4.3.5.2. cudaPointerGetAttributes Query#
Invoking cudaPointerGetAttributes on an allocation after invoking
cudaFreeAsync on it results in undefined behavior. Specifically, it does
not matter if an allocation is still accessible from a given stream: the
behavior is still undefined.
4.3.5.3. cudaGraphAddMemsetNode#
cudaGraphAddMemsetNode does not work with memory allocated via the stream
ordered allocator. However, memsets of the allocations can be stream captured.
4.3.5.4. Pointer Attributes#
The cudaPointerGetAttributes query works on stream-ordered allocations.
Since stream-ordered allocations are not context associated, querying
CU_POINTER_ATTRIBUTE_CONTEXT will succeed but return NULL in *data.

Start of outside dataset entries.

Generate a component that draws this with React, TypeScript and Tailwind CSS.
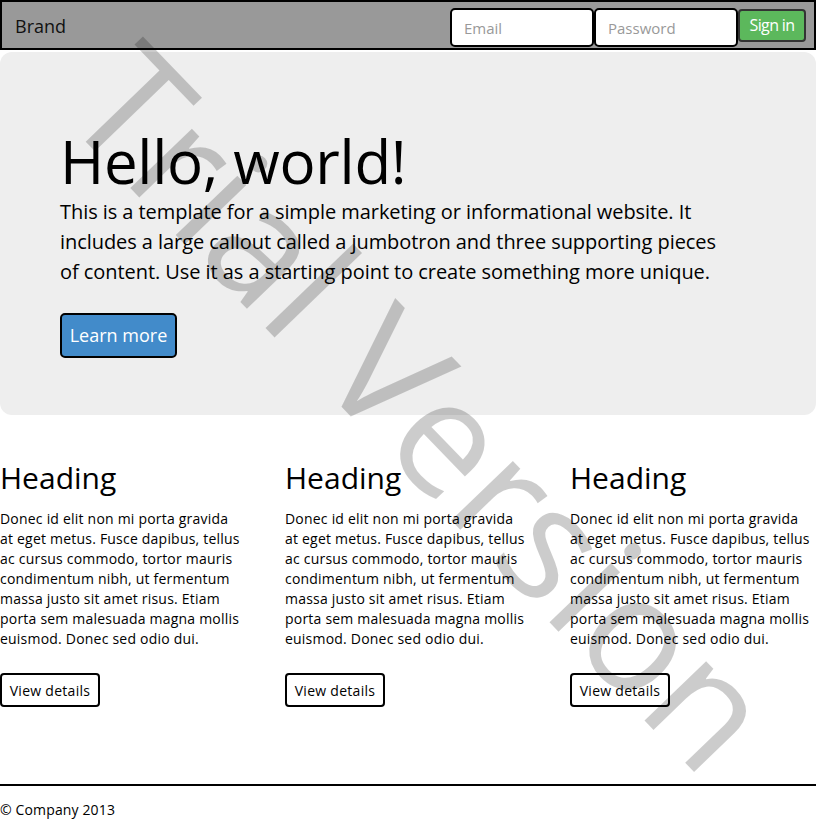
const jumboLines = [
  "This is a template for a simple marketing or informational website. It",
  "includes a large callout called a jumbotron and three supporting pieces",
  "of content. Use it as a starting point to create something more unique.",
];

const colLines = [
  "Donec id elit non mi porta gravida",
  "at eget metus. Fusce dapibus, tellus",
  "ac cursus commodo, tortor mauris",
  "condimentum nibh, ut fermentum",
  "massa justo sit amet risus. Etiam",
  "porta sem malesuada magna mollis",
  "euismod. Donec sed odio dui.",
];

function Column() {
  return (
    <div className="w-[285px] shrink-0">
      <h2 className="text-[30px] leading-[33px]">Heading</h2>
      <p className="mt-[15px] whitespace-nowrap text-[14px] leading-[20px] tracking-[0.015em]">
        {colLines.map((l) => (
          <span key={l} className="block">
            {l}
          </span>
        ))}
      </p>
      <button className="mt-[24px] flex h-[34px] w-[100px] items-center justify-center rounded-[4px] border-2 border-black bg-white text-[14px] tracking-[0.02em]">
        View details
      </button>
    </div>
  );
}

export default function App() {
  return (
    <div className="relative h-[824px] w-[816px] overflow-hidden bg-white font-['Open_Sans',sans-serif] text-black">
      {/* navbar */}
      <nav className="flex h-[50px] items-start justify-between border-2 border-black bg-[#999] pl-[13px] pr-[8px]">
        <span className="mt-[12px] text-[18px] leading-[24px] text-[#111]">Brand</span>
        <form className="flex items-start">
          <input
            placeholder="Email"
            className="mt-[6px] h-[39px] w-[144px] rounded-[5px] border-2 border-black bg-white px-[12px] text-[15px] placeholder:text-[#999]"
          />
          <input
            placeholder="Password"
            type="password"
            className="mt-[6px] h-[39px] w-[144px] rounded-[5px] border-2 border-black bg-white px-[12px] text-[15px] placeholder:text-[#999]"
          />
          <button
            type="button"
            className="mt-[7px] flex h-[33px] w-[68px] items-center justify-center rounded-[4px] border-2 border-[#333] bg-[#5cb85c] pb-[2px] text-[16px] tracking-[-0.04em] text-white"
          >
            Sign in
          </button>
        </form>
      </nav>

      {/* jumbotron */}
      <section className="mt-[2px] h-[363px] rounded-[12px] bg-[#eee] pl-[60px] pt-[75px]">
        <h1 className="text-[60px] leading-[68px] tracking-[-0.005em]">Hello, world!</h1>
        <p className="mt-[2px] whitespace-nowrap text-[20px] leading-[30px] tracking-[-0.003em]">
          {jumboLines.map((l) => (
            <span key={l} className="block">
              {l}
            </span>
          ))}
        </p>
        <button className="mt-[26px] flex h-[45px] w-[117px] items-center justify-center rounded-[5px] border-2 border-black bg-[#428bca] text-[18px] text-white">
          Learn more
        </button>
      </section>

      {/* columns */}
      <div className="mt-[46px] flex">
        <Column />
        <Column />
        <Column />
      </div>

      <hr className="mt-[77px] border-t-2 border-black" />
      <footer className="mt-[14px] text-[14px] leading-[20px] tracking-[0.01em]">© Company 2013</footer>

      {/* watermark */}
      <div className="pointer-events-none absolute inset-0">
        <span className="absolute left-[426px] top-[405px] -translate-x-1/2 -translate-y-1/2 rotate-[46deg] whitespace-nowrap text-[160px] leading-none text-black/20">
          Trial Version
        </span>
      </div>
    </div>
  );
}
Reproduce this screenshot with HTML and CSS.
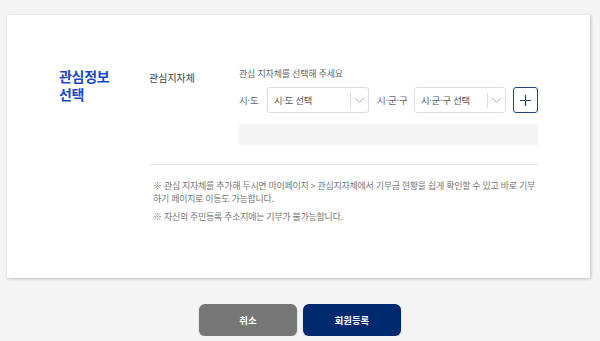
FILE: index.html
```html
<!DOCTYPE html>
<html lang="ko">
<head>
<meta charset="utf-8">
<link rel="stylesheet" href="styles.css">
</head>
<body>
<div class="page">
  <section class="card">
    <div class="section">
      <h2 class="sec-title">관심정보<br>선택</h2>
      <div class="sec-body">
        <div class="field">
          <div class="label">관심지자체</div>
          <div class="control">
            <p class="hint">관심 지자체를 선택해 주세요</p>
            <div class="select-row">
              <span class="sel-label lbl-sido">시·도</span>
              <div class="select sel-sido">
                <span class="sel-text">시·도 선택</span>
                <span class="sel-arrow"><svg width="9" height="5" viewBox="0 0 9 5"><path d="M0.5 0.5l4 4 4-4" fill="none" stroke="#aaa" stroke-width="0.9"/></svg></span>
              </div>
              <span class="sel-label lbl-sigungu">시·군·구</span>
              <div class="select sel-sigungu">
                <span class="sel-text">시·군·구 선택</span>
                <span class="sel-arrow"><svg width="9" height="5" viewBox="0 0 9 5"><path d="M0.5 0.5l4 4 4-4" fill="none" stroke="#aaa" stroke-width="0.9"/></svg></span>
              </div>
              <button class="add-btn" type="button"><svg width="11" height="11" viewBox="0 0 11 11"><path d="M5.5 0v11M0 5.5h11" stroke="#1f3a78" stroke-width="1.2"/></svg></button>
            </div>
            <div class="selected-box"></div>
          </div>
        </div>
        <div class="notes">
          <p>※ 관심 지자체를 추가해 두시면 마이페이지 &gt; 관심지자체에서 기부금 현황을 쉽게 확인할 수 있고 바로 기부하기 페이지로 이동도 가능합니다.</p>
          <p>※ 자신의 주민등록 주소지에는 기부가 불가능합니다.</p>
        </div>
      </div>
    </div>
  </section>
  <div class="actions">
    <button class="btn btn-cancel" type="button">취소</button>
    <button class="btn btn-submit" type="button">회원등록</button>
  </div>
</div>
</body>
</html>
```

FILE: styles.css
```css
* { box-sizing: border-box; }
html, body { margin: 0; padding: 0; }
body {
  background: #f4f4f4;
  font-family: "Noto Sans CJK KR", "Noto Sans", sans-serif;
  color: #333;
}
.page { padding: 15px 10px 0 7px; }
.card {
  background: #fff;
  height: 263px;
  box-shadow: 1px 1px 3px rgba(0,0,0,0.22);
  padding: 52px 52px 0 52px;
}
.section { display: flex; }
.sec-title {
  margin: 0;
  width: 90px;
  flex-shrink: 0;
  font-size: 14px;
  line-height: 18px;
  font-weight: 700;
  letter-spacing: -0.3px;
  color: #1a47cc;
}
.sec-body { flex: 1; }
.field { display: flex; }
.label {
  width: 90px;
  flex-shrink: 0;
  white-space: nowrap;
  font-size: 10px;
  line-height: 14px;
  padding-top: 4px;
  color: #444;
}
.control { flex: 1; }
.hint {
  margin: 0;
  white-space: nowrap;
  font-size: 9px;
  line-height: 13px;
  letter-spacing: -0.2px;
  color: #666;
}
.select-row {
  display: flex;
  align-items: center;
  margin-top: 7px;
  height: 26px;
}
.sel-label {
  flex-shrink: 0;
  white-space: nowrap;
  font-size: 9.5px;
  letter-spacing: -0.2px;
  color: #666;
}
.lbl-sido { width: 28px; }
.lbl-sigungu { width: 37px; }
.select {
  flex-shrink: 0;
  display: flex;
  align-items: center;
  height: 26px;
  border: 1px solid #dcdcdc;
  border-radius: 3px;
}
.sel-sido { width: 102px; margin-right: 8px; }
.sel-sigungu { width: 92px; margin-right: 7px; }
.sel-text {
  flex: 1;
  white-space: nowrap;
  font-size: 9.3px;
  letter-spacing: -0.2px;
  color: #555;
  padding-left: 6px;
}
.sel-arrow {
  width: 18px;
  height: 15px;
  border-left: 1px solid #dcdcdc;
  display: flex;
  align-items: center;
  justify-content: center;
}
.add-btn {
  flex-shrink: 0;
  width: 25px;
  height: 26px;
  padding: 0;
  border: 1px solid #2a4080;
  border-radius: 3px;
  background: #fff;
  display: flex;
  align-items: center;
  justify-content: center;
}
.selected-box {
  margin-top: 11px;
  height: 21px;
  background: #f4f4f4;
}
.notes {
  margin-top: 19px;
  border-top: 1px solid #e6e6e6;
  padding: 14px 0 0 4px;
}
.notes p {
  margin: 0 0 5px;
  font-size: 9px;
  line-height: 13px;
  letter-spacing: -0.3px;
  color: #777;
}
.actions {
  display: flex;
  justify-content: center;
  gap: 6px;
  margin-top: 26px;
  padding-left: 3px;
}
.btn {
  width: 98px;
  height: 32px;
  border: none;
  border-radius: 6px;
  color: #fff;
  font-family: inherit;
  font-size: 9.4px;
  font-weight: 700;
  box-shadow: 0 1px 2px rgba(0,0,0,0.2);
}
.btn-cancel { background: #777; }
.btn-submit { background: #002a70; }
```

The attribute CU_POINTER_ATTRIBUTE_DEVICE_ORDINAL can be used to determine
the location of the allocation: this can be useful when selecting a context
for making p2h2p copies using cudaMemcpyPeerAsync. The attribute
CU_POINTER_ATTRIBUTE_MEMPOOL_HANDLE was added in CUDA 11.3 and can be
useful for debugging and for confirming which pool an allocation comes from
before doing IPC.
4.3.5.5. CPU Virtual Memory#
When using CUDA stream-ordered memory allocator APIs, avoid setting VRAM limitations with “ulimit -v” as this is not supported.